2024 trends behind the most important types of use.

Office:
The price correction phase in office investment is already well advanced at the end of 2023 and the gap between buyer and seller expectations has narrowed. This gap is likely to close in 2024 thanks to less volatility in the financing environment over the course of the year, which will lead to an uptick in transaction activity. We expect average prime initial yields in Germany’s top 7 cities to post around 5.2%, comparable to 2016/2017. The recent office leasing trend appears to have bottomed out in many locations. Small and medium-sized units will once again provide a solid basis for take-up in 2024. The economic recovery over the course of the year will increase the chances that large-scale occupiers decide to take-up space, which will trigger a moderate increase in take-up on the overall market.

Retail:
When it comes to retail assets, Colliers expects to see an increase in the importance of retail locations close to residential areas and the revitalization of city centers through new mixed-use and store concepts with food anchors as well as non-food discounters. This will be accompanied by a general turnaround of rents in prime locations, partly due to the ongoing reduction in retail space. In terms of investment, yield increases are possible across all retail types in view of ongoing challenging interest and financing conditions.

Residential:
The ongoing rise in demand for housing combined with the collapse in new residential construction means that the housing market will be tighter in 2024 than it has been for decades. In addition, political stimulus is only likely to be effective medium term. All of this means that re-letting rents in Germany’s top 7 cities will continue to rise between 3% and 4% over the course of the year. Thanks to the price correction, investors will again have access to attractive investment opportunities, particularly around stock properties. The forward sales segment, however, will continue to be limited by the financing environment.

Industrial & logistics:
Looking at industrial & logistics assets, a shortage of space and low vacancy rates will continue to impact rent price trends in 2024 and make logistics assets particularly attractive to investors. Colliers expects rents to rise by an average of 8% in the country’s top 8 logistics locations. We should also expect take-up to increase 10% compared to 2023, putting it in line with 2019 and 2020 results.
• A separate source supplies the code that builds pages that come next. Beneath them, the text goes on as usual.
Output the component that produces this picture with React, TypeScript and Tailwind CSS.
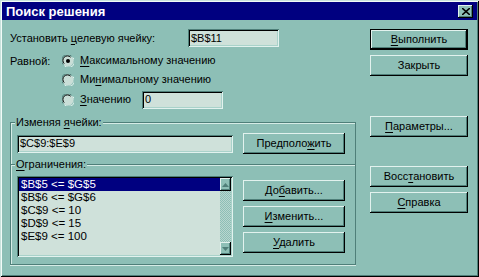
const raised =
  'shadow-[inset_-1px_-1px_#000,inset_1px_1px_#e2f2ee,inset_-2px_-2px_#4f7f79]';
const sunken =
  'shadow-[inset_1px_1px_#4f7f79,inset_-1px_-1px_#e2f2ee,inset_2px_2px_#000,inset_-2px_-2px_#a9d2ca]';

function U({ children }: { children: string }) {
  return <span className="underline underline-offset-2">{children}</span>;
}

function Button({
  children,
  isDefault = false,
  className = '',
}: {
  children: React.ReactNode;
  isDefault?: boolean;
  className?: string;
}) {
  if (isDefault) {
    return (
      <div className={`h-[21px] border border-black ${className}`}>
        <div
          className={`flex h-full items-center justify-center bg-[#8dbfb6] ${raised}`}
        >
          {children}
        </div>
      </div>
    );
  }
  return (
    <div
      className={`flex h-[21px] items-center justify-center bg-[#8dbfb6] ${raised} ${className}`}
    >
      {children}
    </div>
  );
}

function Radio({ checked = false }: { checked?: boolean }) {
  return (
    <svg width="12" height="12" viewBox="0 0 12 12" className="shrink-0">
      <circle cx="6" cy="6" r="5.5" fill="#c9ded7" />
      <path d="M1.2 9.5A5.5 5.5 0 0 1 9.5 1.2" fill="none" stroke="#4f7f79" strokeWidth="1" />
      <path d="M2.2 8.6A4.3 4.3 0 0 1 8.6 2.2" fill="none" stroke="#000" strokeWidth="1" />
      <path d="M10.8 2.5A5.5 5.5 0 0 1 2.5 10.8" fill="none" stroke="#e2f2ee" strokeWidth="1" />
      {checked && <circle cx="6" cy="6" r="2" fill="#000" />}
    </svg>
  );
}

function Field({
  value,
  className = '',
}: {
  value: string;
  className?: string;
}) {
  return (
    <div
      className={`flex h-[18px] items-center bg-[#cfe1da] pl-[3px] text-black ${sunken} ${className}`}
    >
      {value}
    </div>
  );
}

function ScrollArrow({ up }: { up?: boolean }) {
  return (
    <div
      className={`flex h-[13px] w-[11px] items-center justify-center bg-[#8dbfb6] ${raised}`}
    >
      <svg width="7" height="4" viewBox="0 0 7 4">
        <path d={up ? 'M3.5 0L7 4H0Z' : 'M0 0H7L3.5 4Z'} fill="#4f7f79" />
      </svg>
    </div>
  );
}

export default function App() {
  const constraints = [
    '$B$5 <= $G$5',
    '$B$6 <= $G$6',
    '$C$9 <= 10',
    '$D$9 <= 15',
    '$E$9 <= 100',
  ];

  return (
    <div
      className="h-[277px] w-[479px] overflow-hidden bg-[#8dbfb6] p-[2px] text-[11px] leading-none text-black shadow-[inset_1px_1px_#c8e2dc,inset_-1px_-1px_#000,inset_2px_2px_#f2fbf8,inset_-2px_-2px_#4f7f79]"
      style={{ fontFamily: '"Liberation Sans", Arial, sans-serif' }}
    >
      {/* title bar */}
      <div className="flex h-[18px] items-center justify-between bg-[#000080] pl-[4px] pr-[4px]">
        <span className="text-[13px] font-bold text-white">Поиск решения</span>
        <div
          className={`flex h-[13px] w-[15px] items-center justify-center bg-[#8dbfb6] ${raised}`}
        >
          <svg width="8" height="7" viewBox="0 0 8 7">
            <path d="M0 0L8 7M8 0L0 7" stroke="#000" strokeWidth="1.6" />
          </svg>
        </div>
      </div>

      <div className="flex pl-[8px] pt-[9px]">
        {/* left side */}
        <div className="w-[346px]">
          <div className="flex h-[18px] items-center">
            <span className="w-[178px]">
              Установить <U>ц</U>елевую ячейку:
            </span>
            <Field value="$B$11" className="w-[91px]" />
          </div>

          <div className="mt-[4px] flex">
            <span className="mt-[5px] w-[52px]">Равной:</span>
            <div className="flex flex-col">
              <div className="flex h-[19px] items-center gap-[6px]">
                <Radio checked />
                <span>
                  <U>М</U>аксимальному значению
                </span>
              </div>
              <div className="flex h-[19px] items-center gap-[6px]">
                <Radio />
                <span>
                  Ми<U>н</U>имальному значению
                </span>
              </div>
              <div className="flex h-[21px] items-center gap-[6px]">
                <Radio />
                <span className="w-[56px]">
                  <U>З</U>начению
                </span>
                <Field value="0" className="w-[81px]" />
              </div>
            </div>
          </div>

          {/* changing cells */}
          <div className="relative mt-[12px] h-[42px] border-l border-r border-t border-[#4f7f79] shadow-[inset_1px_1px_#d6ece6]">
            <span className="absolute -top-[6px] left-[4px] bg-[#8dbfb6] px-[1px]">
              Изменяя <U>я</U>чейки:
            </span>
            <div className="flex items-center pl-[6px] pt-[10px]">
              <Field value="$C$9:$E$9" className="w-[216px]" />
              <Button className="ml-[10px] w-[102px]">
                <span>
                  Предполо<U>ж</U>ить
                </span>
              </Button>
            </div>
          </div>

          {/* constraints */}
          <div className="relative h-[101px] border border-[#4f7f79] shadow-[inset_1px_1px_#d6ece6,0_1px_#d6ece6]">
            <span className="absolute -top-[6px] left-[4px] bg-[#8dbfb6] px-[1px]">
              <U>О</U>граничения:
            </span>
            <div className="flex pl-[6px] pt-[11px]">
              <div
                className={`flex h-[81px] w-[216px] bg-[#cfe1da] p-[2px] ${sunken}`}
              >
                <div className="flex-1 text-[11.5px]">
                  {constraints.map((c, i) => (
                    <div
                      key={c}
                      className={`flex h-[13px] items-center pl-[2px] ${
                        i === 0 ? 'bg-[#000080] text-white' : ''
                      }`}
                    >
                      {c}
                    </div>
                  ))}
                </div>
                <div className="flex w-[11px] flex-col justify-between bg-[repeating-conic-gradient(#b9d6cf_0_25%,#8dbfb6_0_50%)] bg-[length:2px_2px]">
                  <ScrollArrow up />
                  <ScrollArrow />
                </div>
              </div>
              <div className="ml-[10px] mt-[4px] flex w-[102px] flex-col gap-[5px]">
                <Button>
                  <span>
                    До<U>б</U>авить...
                  </span>
                </Button>
                <Button>
                  <span>
                    <U>И</U>зменить...
                  </span>
                </Button>
                <Button>
                  <span>
                    <U>У</U>далить
                  </span>
                </Button>
              </div>
            </div>
          </div>
        </div>

        {/* right side buttons */}
        <div className="ml-[14px] flex w-[98px] flex-col">
          <Button isDefault>
            <span>
              <U>В</U>ыполнить
            </span>
          </Button>
          <Button className="mt-[5px]">Закрыть</Button>
          <Button className="mt-[40px]">
            <span>
              <U>П</U>араметры...
            </span>
          </Button>
          <Button className="mt-[29px]">
            <span>
              Восс<U>т</U>ановить
            </span>
          </Button>
          <Button className="mt-[5px]">
            <span>
              <U>С</U>правка
            </span>
          </Button>
        </div>
      </div>
    </div>
  );
}
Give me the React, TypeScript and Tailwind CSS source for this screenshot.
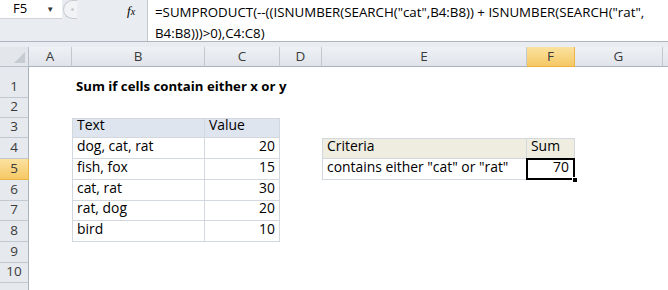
import React from "react";

const cols = [
  { k: "A", w: 43 },
  { k: "B", w: 133 },
  { k: "C", w: 75 },
  { k: "D", w: 42 },
  { k: "E", w: 205 },
  { k: "F", w: 48 },
  { k: "G", w: 88 },
  { k: "H", w: 40 },
];

const rowHeights = [31, 20, 20, 21, 21, 21, 20, 21, 21, 20, 20];

const font = { fontFamily: '"Open Sans", "Liberation Sans", sans-serif' };

function Cell({
  w,
  children,
  className = "",
}: {
  w: number;
  children?: React.ReactNode;
  className?: string;
}) {
  return (
    <div
      className={"shrink-0 flex items-end pb-[1px] px-[4px] overflow-visible whitespace-nowrap " + className}
      style={{ width: w }}
    >
      {children}
    </div>
  );
}

function rowContent(r: number) {
  const tblB = "border-r border-b border-[#d3d8df]";
  const data: Record<number, [string, string]> = {
    4: ["dog, cat, rat", "20"],
    5: ["fish, fox", "15"],
    6: ["cat, rat", "30"],
    7: ["rat, dog", "20"],
    8: ["bird", "10"],
  };
  return cols.map((c) => {
    let content: React.ReactNode = null;
    let cls = "";
    if (r === 1 && c.k === "B") {
      content = (
        <span className="font-bold text-[13.2px] text-black">
          Sum if cells contain either x or y
        </span>
      );
    }
    if (r === 3 && (c.k === "B" || c.k === "C")) {
      cls = "bg-[#dee5ef] border-r border-b border-[#d3d8df]" + (c.k === "B" ? " border-l border-t" : " border-t");
      content = <span>{c.k === "B" ? "Text" : "Value"}</span>;
    }
    if (r >= 4 && r <= 8 && c.k === "B") {
      cls = tblB + " border-l";
      content = <span>{data[r][0]}</span>;
    }
    if (r >= 4 && r <= 8 && c.k === "C") {
      cls = tblB + " justify-end";
      content = <span>{data[r][1]}</span>;
    }
    if (r === 4 && (c.k === "E" || c.k === "F")) {
      cls = "bg-[#eeede0] border-r border-b border-t border-[#d3d8df]" + (c.k === "E" ? " border-l" : "");
      content = <span>{c.k === "E" ? "Criteria" : "Sum"}</span>;
    }
    if (r === 5 && c.k === "E") {
      cls = tblB + " border-l";
      content = <span>contains either "cat" or "rat"</span>;
    }
    if (r === 5 && c.k === "F") {
      cls = "relative justify-end border-r border-b border-[#d3d8df]";
      content = (
        <>
          <span className="relative z-10 pr-[1px]">70</span>
          <div className="absolute left-[-1px] top-[-1px] right-[-1px] bottom-[-1px] border-2 border-black" />
          <div className="absolute right-[-4px] bottom-[-4px] w-[6px] h-[6px] bg-black border border-white z-20" />
        </>
      );
    }
    return (
      <Cell key={c.k} w={c.w} className={"text-[13.9px] text-black " + cls}>
        {content}
      </Cell>
    );
  });
}

export default function App() {
  return (
    <div className="w-[668px] h-[290px] overflow-hidden bg-white" style={font}>
      {/* Formula bar */}
      <div className="flex h-[42px] border-b border-[#aeb5be] bg-[#e9ecf0]">
        <div className="w-[147px] shrink-0 flex flex-col">
          <div className="flex h-[19px]">
            <div className="w-[62px] h-[19px] bg-white border-b border-[#cfd4da] flex items-center">
              <span className="ml-[13px] text-[13px] text-black">F5</span>
              <span className="ml-[19px] text-[8px] text-[#333]">▼</span>
            </div>
            <div className="flex-1 flex items-start relative">
              <div className="w-[14px] h-[19px] rounded-l-full border-l border-t border-b border-[#c8ccd2] bg-[#f2f3f5] flex items-center justify-center ml-[1px]">
                <div className="w-[3px] h-[3px] rounded-full bg-[#c9cdd3] ml-[3px]" />
              </div>
              <span className="absolute left-[65px] top-[1px] text-[13px] italic text-black" style={{ fontFamily: '"Liberation Serif", serif' }}>
                <span className="italic">f</span>
                <span className="text-[10px] italic">x</span>
              </span>
            </div>
          </div>
          <div className="flex-1" />
        </div>
        <div className="flex-1 bg-white border-l border-[#c3c8ce] pl-[7px] pt-[2px] text-[13.3px] leading-[21px] text-black whitespace-nowrap">
          <div>=SUMPRODUCT(--((ISNUMBER(SEARCH("cat",B4:B8)) + ISNUMBER(SEARCH("rat",</div>
          <div>B4:B8)))&gt;0),C4:C8)</div>
        </div>
      </div>
      <div className="h-[5px] bg-[#e9ecf0]" />
      {/* Column headers */}
      <div className="flex h-[20px] text-[13.5px] text-[#3b3b3b]">
        <div className="w-[29px] shrink-0 bg-[#e3e7ec] border-r border-b border-[#b8bfc8] relative overflow-hidden">
          <div
            className="absolute right-[3px] bottom-[3px] w-[11px] h-[11px] bg-[#c6cbd1]"
            style={{ clipPath: "polygon(100% 0, 100% 100%, 0 100%)" }}
          />
        </div>
        {cols.map((c) => (
          <div
            key={c.k}
            className={
              "shrink-0 flex items-center justify-center border-r border-b " +
              (c.k === "F"
                ? "bg-gradient-to-b from-[#fbe2a0] to-[#f5c863] border-[#e9b44a] border-b-[#f0b23c]"
                : "bg-gradient-to-b from-[#eef1f5] to-[#e0e4ea] border-[#c2c8cf] border-b-[#a9b3bf]")
            }
            style={{ width: c.w }}
          >
            {c.k === "H" ? "" : c.k}
          </div>
        ))}
      </div>
      {/* Rows */}
      {rowHeights.map((h, i) => {
        const r = i + 1;
        const sel = r === 5;
        return (
          <div key={r} className="flex" style={{ height: h }}>
            <div
              className={
                "w-[29px] shrink-0 flex items-end justify-center pb-[1px] text-[13.5px] text-[#3b3b3b] border-r border-b " +
                (sel
                  ? "bg-gradient-to-b from-[#fbe2a0] to-[#f5c863] border-[#e9b44a]"
                  : "bg-[#e6e9ee] border-[#c2c8cf] border-r-[#a9b3bf]")
              }
            >
              {r <= 10 ? r : ""}
            </div>
            {rowContent(r)}
          </div>
        );
      })}
    </div>
  );
}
Life sciences & tech, data centers and forests:
Investors can look forward to special investment opportunities in 2024 to help them diversify their real estate portfolios by adding assets from the life sciences & tech, data center and forest segments. Colliers has been seeing a sharp rise in project completions in the life sciences & tech segment with construction starting on a large number of property developments as well, particularly in Berlin, Baden-Württemberg and North Rhine-Westphalia. The digital transformation will also mean growing energy requirements and an increase in data center construction in 2024. Investors are starting to get more access to opportunities to participate in this trend and expand their portfolios. With prospects high around the potential for serial timber module prefabrication in residential construction, timber will gain in importance as a building material in 2024. More investors and asset managers are also beginning to add forests to their portfolios to help offset the portfolio’s carbon footprint. Both of these trends suggest that the popularity of forest investment will continue to grow.

“The macroeconomic environment will brighten for the real estate industry over the course of 2024. Moderate improvements will mean an uptick in transaction activity in many locations. However, we should not assume that things will go back to how they were before interest rates started to rise. Instead, what we will see will be a “new normal” taking shape on the markets as general conditions stabilize. This will provide a new sense of certainty around planning with a shift in capital values,” says Andreas Trumpp, Head of Market Intelligence & Foresight at Colliers in Germany.